Tory officials later said the flights would take off “in the first two weeks of July, as planned”.

“This is an utter humiliation and admission of defeat from a prime minister who has thrown millions at his failing vanity project,” said Alistair Carmichael, Liberal Democrat home affairs spokesman.

Shadow home secretary Yvette Cooper said Sunak’s words “show this whole Rwanda scheme has been a con from start to finish” and that “he called the election now in the desperate hope that he won’t be found out”.

She noted however that “with all the hundreds of millions they have spent, it would be extraordinary if ‘symbolic flights’ didn’t take off in early July, as the Tories planned”.

Labour figures said Sunak may be planning to surprise voters with a deportation flight in the run-up to polling day. Tory officials confirmed it was still possible that a flight could leave for Rwanda before July 4.

The Rwanda scheme was first proposed by ministers in April 2022 but Sunak has in effect conceded that voters will have to re-elect a Conservative government if they want the policy to be implemented.

“We’ve already started detaining people . . . we’ve booked the flights. If I am reelected, these flights will go,” Sunak said.

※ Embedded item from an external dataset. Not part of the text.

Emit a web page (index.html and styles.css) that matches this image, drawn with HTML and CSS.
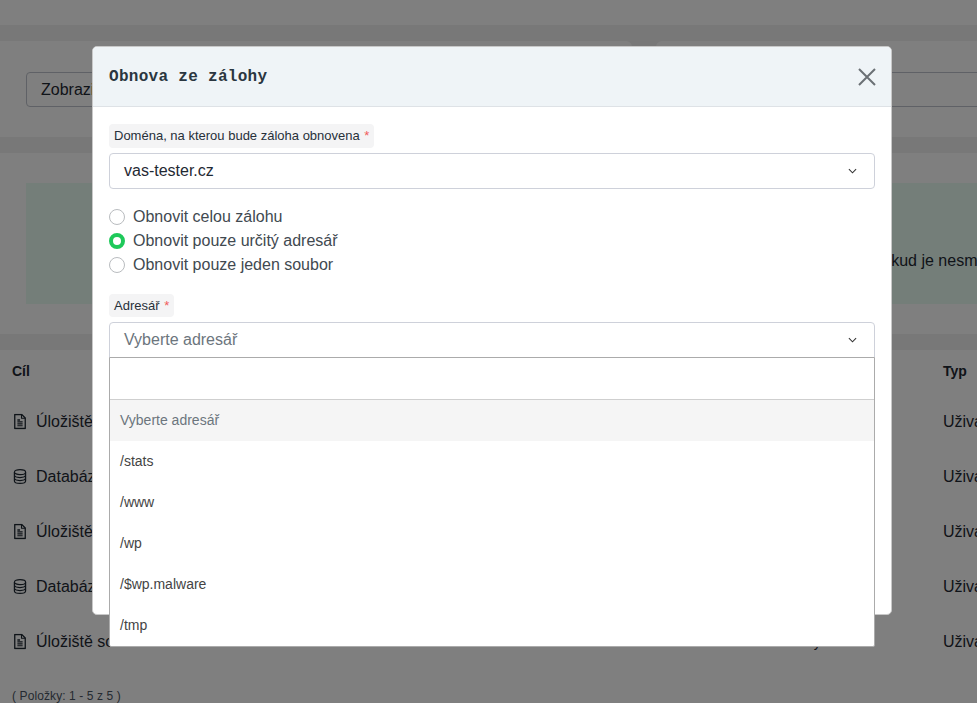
FILE: index.html
```html
<!DOCTYPE html>
<html lang="cs">
<head>
<meta charset="utf-8">
<title>Obnova ze zálohy</title>
<link rel="stylesheet" href="styles.css">
</head>
<body>
<div class="page">
  <div class="topbar"></div>
  <div class="card-row">
    <div class="mini-card wide"><div class="filter-box">Zobrazit zálohy pro všechny domény</div></div>
    <div class="mini-card"><div class="filter-box side"></div></div>
  </div>
  <section class="panel alert-panel">
    <div class="alert"><span class="alert-text">Zálohy jsou uchovávány po omezenou dobu, obnovu proveďte pouze v případě, že je to nezbytné, a pokud je nesmíte ztratit.</span></div>
  </section>
  <section class="panel table-panel">
    <div class="row head"><span>Cíl</span><span></span><span>Typ</span></div>
    <div class="row">
      <span class="target"><svg class="ico" viewBox="0 0 16 18"><use href="#file"/></svg>Úložiště souborů</span><span class="mid">Denní zálohy</span><span>Uživatel</span>
    </div>
    <div class="row">
      <span class="target"><svg class="ico" viewBox="0 0 16 18"><use href="#db"/></svg>Databáze</span><span class="mid">Denní zálohy</span><span>Uživatel</span>
    </div>
    <div class="row">
      <span class="target"><svg class="ico" viewBox="0 0 16 18"><use href="#file"/></svg>Úložiště souborů</span><span class="mid">Denní zálohy</span><span>Uživatel</span>
    </div>
    <div class="row">
      <span class="target"><svg class="ico" viewBox="0 0 16 18"><use href="#db"/></svg>Databáze</span><span class="mid">Denní zálohy</span><span>Uživatel</span>
    </div>
    <div class="row">
      <span class="target"><svg class="ico" viewBox="0 0 16 18"><use href="#file"/></svg>Úložiště souborů</span><span class="mid">Denní zálohy</span><span>Uživatel</span>
    </div>
    <p class="count">( Položky: 1 - 5 z 5 )</p>
  </section>
</div>

<svg class="defs" width="0" height="0" aria-hidden="true">
  <symbol id="file" viewBox="0 0 16 18">
    <path d="M2 1h8l4 4v12H2z" fill="none" stroke="currentColor" stroke-width="1.5" stroke-linejoin="round"/>
    <path d="M9.7 1v4.3H14" fill="none" stroke="currentColor" stroke-width="1.2"/>
    <path d="M5 9.5h6M5 11.7h6M5 13.9h6" stroke="currentColor" stroke-width="1.3"/>
    <path d="M5 7.2h3" stroke="currentColor" stroke-width="1.6"/>
  </symbol>
  <symbol id="db" viewBox="0 0 16 18">
    <ellipse cx="8" cy="4" rx="6.4" ry="2.8" fill="none" stroke="currentColor" stroke-width="1.4"/>
    <path d="M1.6 4v10c0 1.6 2.9 2.8 6.4 2.8s6.4-1.2 6.4-2.8V4M1.6 7.4c0 1.6 2.9 2.8 6.4 2.8s6.4-1.2 6.4-2.8M1.6 10.8c0 1.6 2.9 2.8 6.4 2.8s6.4-1.2 6.4-2.8" fill="none" stroke="currentColor" stroke-width="1.4"/>
  </symbol>
</svg>

<div class="overlay">
  <div class="modal">
    <header class="modal-head">
      <h2 class="modal-title">Obnova ze zálohy</h2>
      <svg class="close" viewBox="0 0 18 18"><path d="M1 1l16 16M17 1L1 17" stroke="currentColor" stroke-width="2" fill="none"/></svg>
    </header>
    <div class="modal-body">
      <label class="chip">Doména, na kterou bude záloha obnovena <i>*</i></label>
      <div class="select">
        <span class="value">vas-tester.cz</span>
        <svg class="chev" viewBox="0 0 10 6"><path d="M1 1l4 4 4-4" fill="none" stroke="currentColor" stroke-width="1.2"/></svg>
      </div>
      <div class="radios">
        <div class="radio"><span class="dot"></span>Obnovit celou zálohu</div>
        <div class="radio"><span class="dot on"></span>Obnovit pouze určitý adresář</div>
        <div class="radio"><span class="dot"></span>Obnovit pouze jeden soubor</div>
      </div>
      <label class="chip">Adresář <i>*</i></label>
      <div class="select open">
        <span class="value placeholder">Vyberte adresář</span>
        <svg class="chev" viewBox="0 0 10 6"><path d="M1 1l4 4 4-4" fill="none" stroke="currentColor" stroke-width="1.2"/></svg>
        <div class="dropdown">
          <div class="search"></div>
          <div class="opt active">Vyberte adresář</div>
          <div class="opt">/stats</div>
          <div class="opt">/www</div>
          <div class="opt">/wp</div>
          <div class="opt">/$wp.malware</div>
          <div class="opt">/tmp</div>
        </div>
      </div>
    </div>
  </div>
</div>
</body>
</html>
```

FILE: styles.css
```css
* { box-sizing: border-box; }
html, body { margin: 0; padding: 0; height: 100%; overflow: hidden; }
body { font-family: "Liberation Sans", Arial, sans-serif; color: #1f2933; background: #f0f0f0; }
.defs { position: absolute; }

.page { width: 977px; height: 703px; overflow: hidden; }
.topbar { height: 25px; background: #fff; }
.card-row { display: flex; gap: 24px; margin-top: 16px; height: 96px; }
.mini-card { flex: 1; min-width: 0; background: #fff; border-radius: 6px 0 0 0; padding: 31px 0 0 0; }
.mini-card.wide { flex: none; width: 632px; border-radius: 0 6px 0 0; padding: 31px 26px 0 26px; }
.filter-box { height: 35px; border: 1px solid #bfc3cc; border-radius: 4px; padding: 0 14px; font-size: 16px; line-height: 33px; white-space: nowrap; overflow: hidden; }
.filter-box.side { border-right: 0; border-radius: 4px 0 0 4px; }
.panel { background: #fff; }
.alert-panel { margin-top: 16px; height: 181px; padding: 30px 0 0 26px; }
.alert { width: 1000px; height: 121px; background: #e9fdf3; line-height: 155px; font-size: 16px; white-space: nowrap; overflow: hidden; }
.alert-text { margin-left: 134px; display: inline-block; }
.table-panel { margin-top: 16px; height: 353px; }
.row { display: grid; grid-template-columns: 661px 270px 120px; height: 55px; padding-left: 12px; align-items: center; font-size: 16px; }
.row.head { height: 44px; padding-bottom: 2px; font-size: 14px; font-weight: 700; }
.row .target { display: flex; align-items: center; gap: 9px; padding-left: 1px; white-space: nowrap; }
.row .mid { font-size: 14px; padding-left: 66px; white-space: nowrap; }
.ico { width: 14px; height: 17px; flex: none; color: #1f2933; }
.count { margin: 20px 0 0 12px; font-size: 12px; letter-spacing: .1px; color: #4b5563; line-height: 14px; }

.overlay { position: fixed; inset: 0; background: rgba(0,0,0,.5); padding: 46px 0 0 92px; }
.modal { width: 800px; height: 569px; background: #fff; border: 1px solid #c8c8c8; border-radius: 5px; }
.modal-head { height: 60px; background: #eff4f7; border-bottom: 1px solid #dee2e6; border-radius: 4px 4px 0 0; display: flex; align-items: center; justify-content: space-between; padding: 0 15px 0 16px; }
.modal-title { margin: 0; font: 700 16px "Liberation Mono", monospace; letter-spacing: .3px; color: #2a3640; }
.close { width: 18px; height: 18px; color: #6b7075; }
.modal-body { padding: 17px 16px 16px; }
.chip { display: inline-block; height: 23.5px; padding: 0 5px; background: #f4f4f5; border-radius: 4px; font-size: 13px; line-height: 24px; color: #27303a; vertical-align: top; }
.chip i { color: #f15b5b; font-style: normal; margin-left: 1px; }
.select { position: relative; display: flex; align-items: center; justify-content: space-between; height: 36px; margin-top: 5px; border: 1px solid #ced1da; border-radius: 4px; padding: 0 17px 0 14px; font-size: 16px; background: #fff; }
.placeholder { color: #6c757d; }
.value { display: block; }
.chev { width: 9px; height: 6px; color: #333; }
.radios { margin: 16px 0 17px; }
.radio { display: flex; align-items: center; gap: 8px; height: 24px; font-size: 16px; color: #414950; }
.dot { width: 16px; height: 16px; border-radius: 50%; border: 1px solid #b9bcbf; background: #fff; flex: none; }
.dot.on { border: 4.5px solid #1ec95a; }
.select.open { border-radius: 4px 4px 0 0; }
.dropdown { position: absolute; top: 34px; left: -1px; right: -1px; height: 290px; background: #fff; border: 1px solid #ababab; border-radius: 0 0 2px 2px; }
.search { height: 42px; border-bottom: 1px solid #cfcfcf; }
.opt { height: 41px; line-height: 41px; padding-left: 10px; font-size: 14px; color: #444; }
.opt.active { background: #f5f5f5; color: #6c757d; }
```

Sunak was speaking at the start of a six-week election campaign after his shock announcement on Wednesday of a summer election. He said he would offer the country “security” in an uncertain world.

The prime minister, asked about his decision to announce the election during a rainstorm in Downing Street, said: “I’m the first to admit it was definitely a bit wet. But I’m not a fairweather politician.”

The image of a drenched prime minister dominated newspaper front pages on Thursday morning but Sunak insisted he wanted to stick to the tradition of making big announcements outside 10 Downing Street “come rain or shine”.

Asked why he had decided to call an election now rather than later in the year, Sunak said it was because data showed “we have turned a corner and brought economic stability back”.

But Sunak’s decision to call a July election — rather than waiting until the autumn as most Tory MPs expected — has drawn some criticism from within his party.

One minister despaired that the party was ill prepared: “We haven’t got our campaign lines properly set. Other than the economy, what is our message?” The frontbencher predicted the Tories were on track to lose half their seats, adding it was “Charge of the Light Brigade stuff”.

One former minister said there were merits to “ripping off the plaster”, but warned that while “it may make sense on paper to call the election now, in reality it just doesn’t feel right”. 

Another Tory backbencher was fatalistic about Labour heading into government in six weeks’ time. “I’d have said wait. But it’s a fact now, we’ve just got to get on with it. I’m worried we’re going to have a bunch of amateurs running the country,” the MP said.

Parliament is suspended on Friday ahead of a general election, leaving government business managers facing decisions on which pieces of unfinished legislation to rush into law in the next 24 hours.